Some dead-ball situations also do not count, especially where the ball becomes dead before the striker has had an opportunity to play it. Other dead-ball calls can still leave the delivery counting, depending on why the ball became dead. The umpire's signal and the scorer's count decide the official over count.
Consecutive overs
A bowler cannot bowl back-to-back overs
A bowler may change ends during an innings, but cannot bowl two overs consecutively. The restriction also prevents a bowler from bowling parts of each of two consecutive overs in the same innings.
This rule matters when an over is interrupted, resumed after a break, or completed by a replacement bowler. A captain cannot use an interval, change of ends, or partial over to let the same bowler effectively bowl both sides of a break in the normal sequence.
Finishing an over
The bowler normally has to finish it
Other than at the end of an innings, the bowler who starts an over normally finishes it. If an interval or interruption stops play before the over is complete, the same over is completed when play resumes.
The main exceptions are incapacity and suspension. If a bowler is injured, becomes unable to continue, or is suspended from bowling under the Laws, another bowler completes the over from the same end. That replacement cannot have bowled the previous over or part of it, and cannot bowl any part of the next over.
Format limits
Limited-overs cricket adds bowler quotas
In Test cricket and most multi-day cricket, there is no fixed per-innings quota such as "10 overs per bowler." Captains can use a bowler for long spells as long as the bowler does not bowl consecutive overs and remains eligible to bowl.
Limited-overs cricket is different. The match playing conditions normally limit each bowler to a share of the innings: in a standard 50-over innings, that is commonly 10 overs per bowler; in a standard 20-over innings, it is commonly 4 overs per bowler. Domestic competitions, junior cricket, and special formats can set different limits.
Reduced matches
Rain changes the quota calculation
When a limited-overs innings is reduced, the bowling quota is usually reduced with it. Playing conditions commonly work from one-fifth of the available overs, with extra overs distributed only as needed when the innings length is not divisible by five.
For example, a 17-over T20 innings will not let every bowler bowl 4 overs. The playing conditions allocate the maximums so the fielding side can complete the innings without giving one bowler an unfairly large share. Exact reduced-match formulas are competition rules, so the umpire and scorers use the playing conditions for that match.
Bowling restrictions
Quota limits are not the only restrictions
"Bowling restrictions" can mean several different things. Some are over limits: how many overs a bowler may bowl, and whether that bowler can bowl the next over. Others are delivery rules: legal arm action, legal feet, dangerous short balls, high full tosses, and unfair bowling.

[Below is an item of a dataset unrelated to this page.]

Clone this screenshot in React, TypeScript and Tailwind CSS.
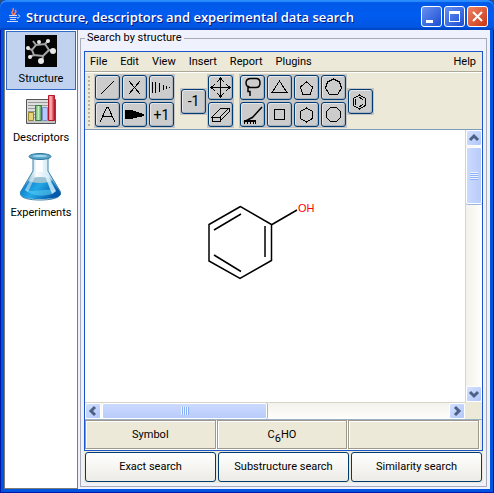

Fielding restrictions can also affect a delivery in limited-overs cricket. If the field is illegal when the ball is delivered, the umpire may call no-ball under the relevant playing conditions. That is a fielding breach, not a bowler quota breach, but it still affects the ball and the over.
Suspension
A bowler can be removed from the attack
A bowler can be suspended from bowling for the rest of the innings for certain serious or repeated offences. Examples include a further thrown delivery after a first and final warning, a deliberate front-foot no-ball, repeated dangerous bowling after warning, or other unfair-play procedures that require suspension.
When that happens during an over, another eligible bowler completes the over. The suspended bowler cannot bowl again in that innings, even if they still had overs left under a limited-overs quota.
Umpire process
How officials enforce the limits
- Track valid balls until six have been bowled, excluding no-balls, wides, and any delivery that the Law says does not count.
- Call Over only when six valid balls have been bowled and the ball is dead.
- Check that the next over is from the opposite end and is not bowled by the same bowler or by someone who bowled part of the previous over.
- In limited-overs cricket, track each bowler's quota under the match playing conditions.
- If a bowler is incapacitated or suspended, require an eligible replacement to complete the over and prevent the replacement from bowling the next over.
Miscounts
The umpire's count stands
If the umpire miscounts the number of valid balls, the over as counted by the umpire stands. That can mean an over officially ends after five valid balls or continues to a seventh valid ball.
Scorers, players, and broadcasters may notice a mismatch, but the Laws give the official count to the umpire. Once the umpire calls Over, the match proceeds from that count unless a correction is made within the officials' normal match-management process.
Common arguments
Misunderstandings to avoid
- "Six deliveries always ends the over" is wrong. It is six valid balls, so no-balls and wides extend the over.
- "A bowler can switch ends and keep bowling" is wrong if it creates consecutive overs or parts of consecutive overs.
- "Test bowlers have a 10-over cap" is wrong. Fixed bowler quotas are limited-overs playing-condition rules, not the ordinary Law for all cricket.
- "Rain just reduces the team total overs" is incomplete. It usually changes each bowler's maximum overs too.
- "A suspended bowler can return after a break" is wrong when the Law suspends that bowler for the rest of the innings.